Think on: “Non teneas aurum totum quod splendet ut aurum.” ALAIN DE LILLE, Parabolae
Tumbleweed’s having a bit of fun with y’all here. In plain English, “All that glitters is not gold.”
So, my family tells me that writing a post about the “gold standard” is simply too heavy for most folks to absorb. Well, that may be because most people don’t know what it is, and when they do hear about it, it’s usually being treated with derision as something archaic. Interesting. Once again, our education system has let us down by giving in to the progressive lefties in our mix. Heaven forbid that our founding fathers and capitalism should make sense. By definition a gold standard is a monetary system in which the standard economic unit of account is based on a fixed quantity of gold.
Currency manipulators chalk up a win! Actually, the United States was technically on the gold standard until President “Tricky Dick” Nixon signed its death warrant on August 15, 1971. That’s not really that long ago. The question is why was it dumped? If you follow to economists like Friedrich von Hayek, Ludwig von Mises, Henry Hazlitt, or Nathan Lewis, you’d understand that the key to great economic booms is stable currency. Oh, and you may have heard of a fellow named Adam Smith who framed capitalism in his Wealth of Nations treatise. Effectively, hardly anything in an economy is created without combining goods, services, labor, and capital networked through use of money and shared via prices, interest rates, profits, and losses. Whew! That’s a mouthful and likely pretty dry stuff for many people. Bottom line, a stable currency is critically important. An unstable currency in an economy is like a computer virus, corrupting “bits” of the economic program to create destructive bubbles not unlike 2007. For example, in 2001, our beloved Federal Reserve deliberately weakened the dollar, and that drove oil from $20 a barrel to more than $100 a barrel.

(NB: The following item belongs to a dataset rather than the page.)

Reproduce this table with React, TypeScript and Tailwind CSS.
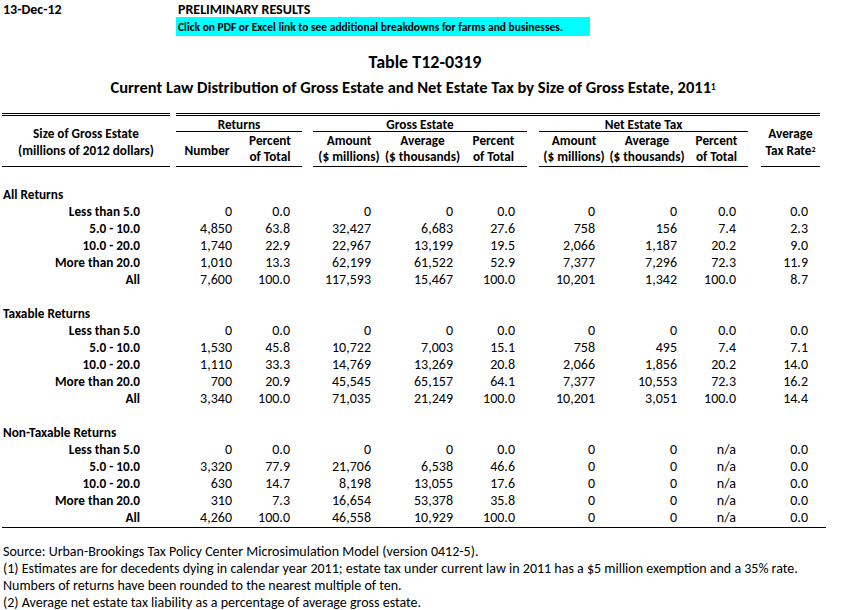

Gold lost its luster. Gold affords a fixed weight and measure to the value of products and services. (For those concerned with today’s fluctuating price of gold, it’s simply a reflection of wildly fluctuating world economies based upon U.S. paper – not gold.) The gold standard’s demise pretty much began in the 1890s with Democrat William Jennings Bryan’s pro-inflation, anti-gold presidential run. The Great Depression – of which the gold standard was a victim not a cause – gave the left-wingers the ammo to further sow the seeds for playing vague paper-money games via central bank theory, aka, the Federal Reserve. They embraced John Maynard Keynes (Heard of Keynesian economics? Try socialism or social capitalism.), and stable monetary value went down the toilet from there. Throw politicians into the socio-economic mix, and we’ve got a volatile concoction that has throttled the U.S. economy ever since. People don’t understand the complexity, and this translates into fear that politicians prey upon. While capitalism may seem complex, the seeming simplicity of socialism becomes attractive until you learn its fatal flaw as articulated by George Orwell in Wigan Pier. That is, socialists actually don’t like the poor; they merely hate the wealthy. Unstable currency enables the socialist mantra of power in the hands of a few and keeps the road to serfdom wide open.
President Ronald Reagan tried and failed to restore the gold standard in the 1980s, as he was blocked by Keynesian progressives sowing fears that social justice causes would be destroyed through economic stagnation, rampant inflation, and political upheaval. Hmmm. It seems that’s exactly what the Keynesian central bank acolytes have wrought for us today.
So, my family is probably right. The gold standard and its critical importance might be too much for most folks to grasp. For my part, I wish more citizens would get a hot branding iron in their pants toward returning to the gold standard. Just sayin’.